An ASHA Fellow is one of the association’s highest honors and is retained for life, according to the organization’s website. It recognizes outstanding contributions to the discipline of communication sciences and disorders, contributions that truly stand out among one’s peers and would be so regarded within and beyond one’s community or state. While thousands of ASHA members fulfill their responsibilities competently and well, only a small percentage have, by virtue of the quality and amount of their contributions, distinguished themselves sufficiently to warrant this recognition.

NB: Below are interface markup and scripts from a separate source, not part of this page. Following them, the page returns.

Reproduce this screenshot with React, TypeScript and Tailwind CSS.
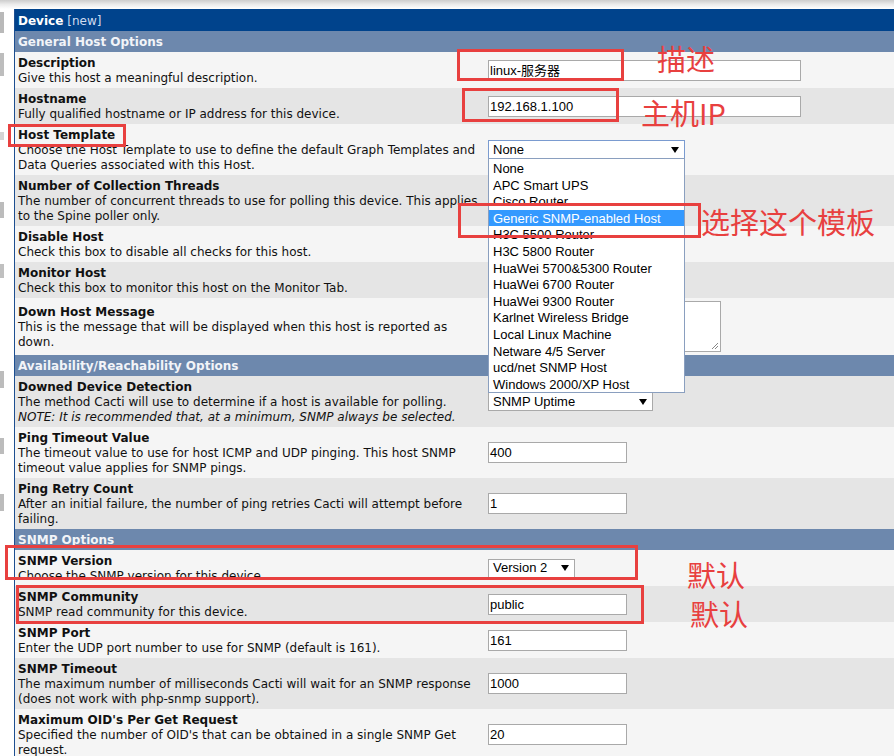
import React from "react";

type Row = {
  title: string;
  lines: React.ReactNode[];
  control?: React.ReactNode;
  alt: boolean;
};

const inputFont = "font-['Liberation_Sans','Noto_Sans_CJK_SC',sans-serif]";

function TextBox({ value, wide }: { value: string; wide?: boolean }) {
  return (
    <div
      className={`${wide ? "w-[313px]" : "w-[139px]"} h-[21px] border border-[#a9a9a9] bg-white pl-[1px] text-[13px] leading-[19px] text-black whitespace-nowrap overflow-hidden ${inputFont}`}
    >
      {value}
    </div>
  );
}

function Arrow() {
  return (
    <svg width="8" height="6" viewBox="0 0 8 6" className="shrink-0">
      <path d="M0 0h8L4 6z" fill="#000" />
    </svg>
  );
}

function SelectBox({ value, width, focus }: { value: string; width: string; focus?: boolean }) {
  return (
    <div
      className={`${width} h-[19px] border ${focus ? "border-[#7a9bd0]" : "border-[#a9a9a9]"} bg-white flex items-center justify-between pl-[4px] pr-[5px] text-[13px] text-black whitespace-nowrap ${inputFont}`}
    >
      <span>{value}</span>
      <Arrow />
    </div>
  );
}

const templates = [
  "None",
  "APC Smart UPS",
  "Cisco Router",
  "Generic SNMP-enabled Host",
  "H3C 5500 Router",
  "H3C 5800 Router",
  "HuaWei 5700&5300 Router",
  "HuaWei 6700 Router",
  "HuaWei 9300 Router",
  "Karlnet Wireless Bridge",
  "Local Linux Machine",
  "Netware 4/5 Server",
  "ucd/net SNMP Host",
  "Windows 2000/XP Host",
];

function TemplateSelect() {
  return (
    <div className="relative">
      <SelectBox value="None" width="w-[197px]" focus />
      {/* open dropdown list */}
      <div className={`absolute left-0 top-[18px] z-10 w-[197px] border border-[#8a9fbf] bg-white pt-[1px] text-[13px] text-black ${inputFont}`}>
        {templates.map((t, i) => (
          <div
            key={t}
            className={`h-[16.6px] leading-[17px] pl-[4px] whitespace-nowrap ${i === 3 ? "bg-[#3399ff] text-white" : ""}`}
          >
            {t}
          </div>
        ))}
      </div>
    </div>
  );
}

function TextArea() {
  return (
    <div className="relative w-[233px] h-[51px] border border-[#a9a9a9] bg-white">
      <svg width="8" height="8" viewBox="0 0 8 8" className="absolute right-[1px] bottom-[1px]">
        <path d="M7 1L1 7M7 4L4 7" stroke="#888" strokeWidth="1" />
      </svg>
    </div>
  );
}

const sections: { name: string; rows: Row[] }[] = [
  {
    name: "General Host Options",
    rows: [
      { title: "Description", lines: ["Give this host a meaningful description."], control: <TextBox value="linux-服务器" wide />, alt: false },
      { title: "Hostname", lines: ["Fully qualified hostname or IP address for this device."], control: <TextBox value="192.168.1.100" wide />, alt: true },
      {
        title: "Host Template",
        lines: ["Choose the Host Template to use to define the default Graph Templates and", "Data Queries associated with this Host."],
        control: <TemplateSelect />,
        alt: false,
      },
      {
        title: "Number of Collection Threads",
        lines: ["The number of concurrent threads to use for polling this device. This applies", "to the Spine poller only."],
        alt: true,
      },
      { title: "Disable Host", lines: ["Check this box to disable all checks for this host."], alt: false },
      { title: "Monitor Host", lines: ["Check this box to monitor this host on the Monitor Tab."], alt: true },
      {
        title: "Down Host Message",
        lines: ["This is the message that will be displayed when this host is reported as", "down."],
        control: <TextArea />,
        alt: false,
      },
    ],
  },
  {
    name: "Availability/Reachability Options",
    rows: [
      {
        title: "Downed Device Detection",
        lines: [
          "The method Cacti will use to determine if a host is available for polling.",
          <i key="n">NOTE: It is recommended that, at a minimum, SNMP always be selected.</i>,
        ],
        control: <SelectBox value="SNMP Uptime" width="w-[165px]" />,
        alt: true,
      },
      {
        title: "Ping Timeout Value",
        lines: ["The timeout value to use for host ICMP and UDP pinging. This host SNMP", "timeout value applies for SNMP pings."],
        control: <TextBox value="400" />,
        alt: false,
      },
      {
        title: "Ping Retry Count",
        lines: ["After an initial failure, the number of ping retries Cacti will attempt before", "failing."],
        control: <TextBox value="1" />,
        alt: true,
      },
    ],
  },
  {
    name: "SNMP Options",
    rows: [
      { title: "SNMP Version", lines: ["Choose the SNMP version for this device."], control: <SelectBox value="Version 2" width="w-[87px]" />, alt: false },
      { title: "SNMP Community", lines: ["SNMP read community for this device."], control: <TextBox value="public" />, alt: true },
      { title: "SNMP Port", lines: ["Enter the UDP port number to use for SNMP (default is 161)."], control: <TextBox value="161" />, alt: false },
      {
        title: "SNMP Timeout",
        lines: ["The maximum number of milliseconds Cacti will wait for an SNMP response", "(does not work with php-snmp support)."],
        control: <TextBox value="1000" />,
        alt: true,
      },
      {
        title: "Maximum OID's Per Get Request",
        lines: ["Specified the number of OID's that can be obtained in a single SNMP Get", "request."],
        control: <TextBox value="20" />,
        alt: false,
      },
    ],
  },
];

function FormRow({ row }: { row: Row }) {
  return (
    <div className={`flex ${row.alt ? "bg-[#e5e5e5]" : "bg-[#f5f5f5]"}`}>
      <div className="w-[469px] shrink-0 pl-[3px] pt-[4px] pb-[2px] flex flex-col justify-center whitespace-nowrap text-[12px] leading-[15px] text-[#111]">
        <div className="font-bold">{row.title}</div>
        {row.lines.map((l, i) => (
          <div key={i}>{l}</div>
        ))}
      </div>
      <div className="flex-1 pl-[4px] py-[3px] flex items-center">{row.control}</div>
    </div>
  );
}

// stray bits of the side menu peeking in at the left edge
function SideStrip() {
  return (
    <div className="w-[14px] shrink-0 flex flex-col bg-white">
      <div className="h-[3px]" />
      <div className="w-[4px] h-[21px] bg-[#b9b9b9]" />
      <div className="h-[20px]" />
      <div className="w-[4px] h-[23px] bg-[#bdbdbd]" />
      <div className="h-[56px]" />
      <div className="w-[4px] h-[8px] bg-[#d4d4d4]" />
      <div className="h-[62px]" />
      <div className="w-[4px] h-[16px] bg-[#bcbcbc]" />
      <div className="h-[46px]" />
      <div className="w-[4px] h-[14px] bg-[#c0c0c0]" />
      <div className="h-[93px]" />
      <div className="w-[4px] h-[17px] bg-[#bcbcbc]" />
      <div className="h-[50px]" />
      <div className="w-[4px] h-[16px] bg-[#bcbcbc]" />
      <div className="h-[40px]" />
      <div className="w-[4px] h-[17px] bg-[#bcbcbc]" />
    </div>
  );
}

const redBox = "absolute z-20 border-[3px] border-[#e8403f] pointer-events-none";
const redText = "absolute z-20 text-[29px] leading-none text-[#e8403f] whitespace-nowrap font-['Noto_Sans_CJK_SC',sans-serif]";

export default function App() {
  return (
    <div className="relative w-[894px] h-[756px] overflow-hidden bg-white font-['DejaVu_Sans',sans-serif]">
      <div className="h-[9px] bg-gradient-to-b from-[#cdcdcd] via-[#ececec] to-white" />
      <div className="flex">
        <SideStrip />
        <div className="flex-1 border-l border-[#1d4f91]">
          <div className="h-[22px] bg-[#00438c] flex items-center pl-[3px] pt-[1px] text-[12px] text-white whitespace-nowrap">
            <span className="font-bold">Device</span>
            <span className="ml-[4px] text-[#cfdcef]">[new]</span>
          </div>
          {sections.map((s) => (
            <div key={s.name}>
              <div className="h-[21px] bg-[#6d88ad] flex items-center pl-[3px] pt-[1px] text-[12px] font-bold text-[#f2f4f8]">
                {s.name}
              </div>
              {s.rows.map((r) => (
                <FormRow key={r.title} row={r} />
              ))}
            </div>
          ))}
        </div>
      </div>

      {/* annotations */}
      <div className={`${redBox} left-[457px] top-[49px] w-[167px] h-[32px]`} />
      <div className={`${redBox} left-[462px] top-[88px] w-[157px] h-[34px]`} />
      <div className={`${redBox} left-[8px] top-[124px] w-[118px] h-[23px]`} />
      <div className={`${redBox} left-[458px] top-[203px] w-[243px] h-[35px]`} />
      <div className={`${redBox} left-[5px] top-[545px] w-[633px] h-[35px]`} />
      <div className={`${redBox} left-[16px] top-[585px] w-[628px] h-[39px]`} />

      <div className={`${redText} left-[657px] top-[44px]`}>描述</div>
      <div className={`${redText} left-[641px] top-[98px]`}>主机IP</div>
      <div className={`${redText} left-[701px] top-[207px]`}>选择这个模板</div>
      <div className={`${redText} left-[687px] top-[560px]`}>默认</div>
      <div className={`${redText} left-[690px] top-[599px]`}>默认</div>
    </div>
  );
}
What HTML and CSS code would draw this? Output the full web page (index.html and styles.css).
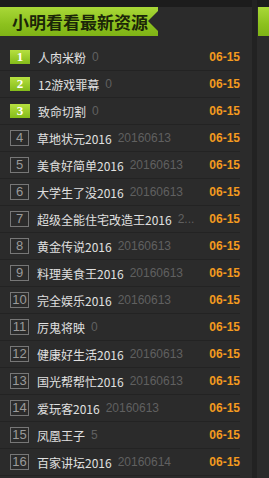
FILE: index.html
```html
<!DOCTYPE html>
<html>
<head>
<meta charset="utf-8">
<link rel="stylesheet" href="styles.css">
</head>
<body>
<div class="page">
  <div class="panel">
    <div class="head">
      <div class="tab"><span class="title">小明看看最新资源</span><span class="notch"></span></div>
    </div>
    <ul class="list">
      <li class="row"><span class="num top">1</span><span class="name">人肉米粉</span><span class="cnt">0</span><span class="date">06-15</span></li>
      <li class="row"><span class="num top">2</span><span class="name">12游戏罪幕</span><span class="cnt">0</span><span class="date">06-15</span></li>
      <li class="row"><span class="num top">3</span><span class="name">致命切割</span><span class="cnt">0</span><span class="date">06-15</span></li>
      <li class="row"><span class="num">4</span><span class="name">草地状元2016</span><span class="cnt">20160613</span><span class="date">06-15</span></li>
      <li class="row"><span class="num">5</span><span class="name">美食好简单2016</span><span class="cnt">20160613</span><span class="date">06-15</span></li>
      <li class="row"><span class="num">6</span><span class="name">大学生了没2016</span><span class="cnt">20160613</span><span class="date">06-15</span></li>
      <li class="row"><span class="num">7</span><span class="name">超级全能住宅改造王2016</span><span class="cnt">2...</span><span class="date">06-15</span></li>
      <li class="row"><span class="num">8</span><span class="name">黄金传说2016</span><span class="cnt">20160613</span><span class="date">06-15</span></li>
      <li class="row"><span class="num">9</span><span class="name">料理美食王2016</span><span class="cnt">20160613</span><span class="date">06-15</span></li>
      <li class="row"><span class="num">10</span><span class="name">完全娱乐2016</span><span class="cnt">20160613</span><span class="date">06-15</span></li>
      <li class="row"><span class="num">11</span><span class="name">厉鬼将映</span><span class="cnt">0</span><span class="date">06-15</span></li>
      <li class="row"><span class="num">12</span><span class="name">健康好生活2016</span><span class="cnt">20160613</span><span class="date">06-15</span></li>
      <li class="row"><span class="num">13</span><span class="name">国光帮帮忙2016</span><span class="cnt">20160613</span><span class="date">06-15</span></li>
      <li class="row"><span class="num">14</span><span class="name">爱玩客2016</span><span class="cnt">20160613</span><span class="date">06-15</span></li>
      <li class="row"><span class="num">15</span><span class="name">凤凰王子</span><span class="cnt">5</span><span class="date">06-15</span></li>
      <li class="row"><span class="num">16</span><span class="name">百家讲坛2016</span><span class="cnt">20160614</span><span class="date">06-15</span></li>
    </ul>
  </div>
  <div class="gutter"></div>
  <div class="panel side">
    <div class="head"><div class="tab2"></div></div>
  </div>
</div>
</body>
</html>
```
FILE: styles.css
```css
* { box-sizing: border-box; }
html, body { margin: 0; padding: 0; background: #2b2b2b; }
body { font-family: "Noto Sans CJK SC", "Microsoft YaHei", sans-serif; font-size: 12px; }
.page { display: flex; width: 269px; height: 478px; overflow: hidden; }
.panel { width: 252px; flex: none; background: #2b2b2b; }
.panel.side { width: 20px; }
.gutter { width: 5px; flex: none; background: #222; }
.head { height: 36px; padding-top: 7px; background: linear-gradient(#1c1c1c 0 7px, #2b2b2b 7px); }
.tab { position: relative; width: 158px; height: 29px; background: linear-gradient(#a9d838, #8cc11e 60%, #7fb316); display: flex; align-items: center; padding-left: 12px; }
.title { font-weight: bold; font-size: 17px; color: #1b2608; line-height: 1; font-family: "Noto Sans CJK SC", serif; }
.notch { position: absolute; right: 0; top: 4px; width: 0; height: 0; border-top: 10px solid transparent; border-bottom: 10px solid transparent; border-right: 10px solid #2b2b2b; }
.tab2 { width: 20px; height: 29px; margin-left: 1px; background: linear-gradient(#a9d838, #8cc11e 60%, #7fb316); }
.list { list-style: none; margin: 0; padding: 8px 0 0 0; }
.row { display: flex; align-items: center; height: 27px; margin: 0 12px 0 0; border-bottom: 1px solid #232323; padding-left: 10px; color: #ddd; white-space: nowrap; }
.num { flex: none; width: 19px; height: 16px; border: 1px solid #777; color: #9a9a9a; font-size: 13px; line-height: 14px; text-align: center; font-family: "Liberation Sans", sans-serif; }
.num.top { height: 14px; width: 20px; border: none; background: linear-gradient(#b6e040, #84bb1a); color: #fff; font-weight: bold; font-family: "Liberation Serif", serif; font-size: 13px; line-height: 14px; }
.name { margin-left: 8px; color: #e0e0e0; }
.cnt { margin-left: 6px; color: #606060; font-family: "Liberation Sans", sans-serif; }
.date { margin-left: auto; padding-left: 6px; flex: none; color: #f39a1f; font-weight: bold; font-family: "Liberation Sans", sans-serif; }
```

“I am tremendously honored to receive this distinction from my professional organization, based on nomination from professional colleagues and students,” stated Goldberg. “Becoming an ASHA Fellow, recognizing my teaching and training of students, so many of whom have become my colleagues in the professions of speech-language pathology and audiology, is truly the greatest joy of paying it forward. Through them, and the children and adults they serve, I am richly blessed.”
Goldberg has been a faculty member at Wooster for 20 years, and currently serves as department chair of CSD. The program has flourished during his tenure with more than 30 former students having gone on to earn doctorates in audiology. Several serve alongside him as colleagues of his at the Cleveland Clinic, teaching deaf children to listen and speak.
In addition to teaching courses at every level and serving as an Independent Study advisor of more than 175 junior and senior projects, Goldberg has been published extensively on topics such as cochlear implants, auditory-verbal therapy, speech-language-auditory assessment, educational audiology, and counseling. He is co-author of Educational Audiology for the Limited Hearing Infant and Preschooler: An Auditory-Verbal Program.
Earning an ASHA Fellow follows two other significant honors for Goldberg, as he was previously the recipient of the AG Bell Honors of the Association Award at the 2018 Alexander Graham Bell Association for the Deaf and Hard of Hearing Convention and named an Outstanding Alumni by the University of Florida College of Public Health & Health Professions in 2017.
Posted in Faculty, News on July 31, 2020.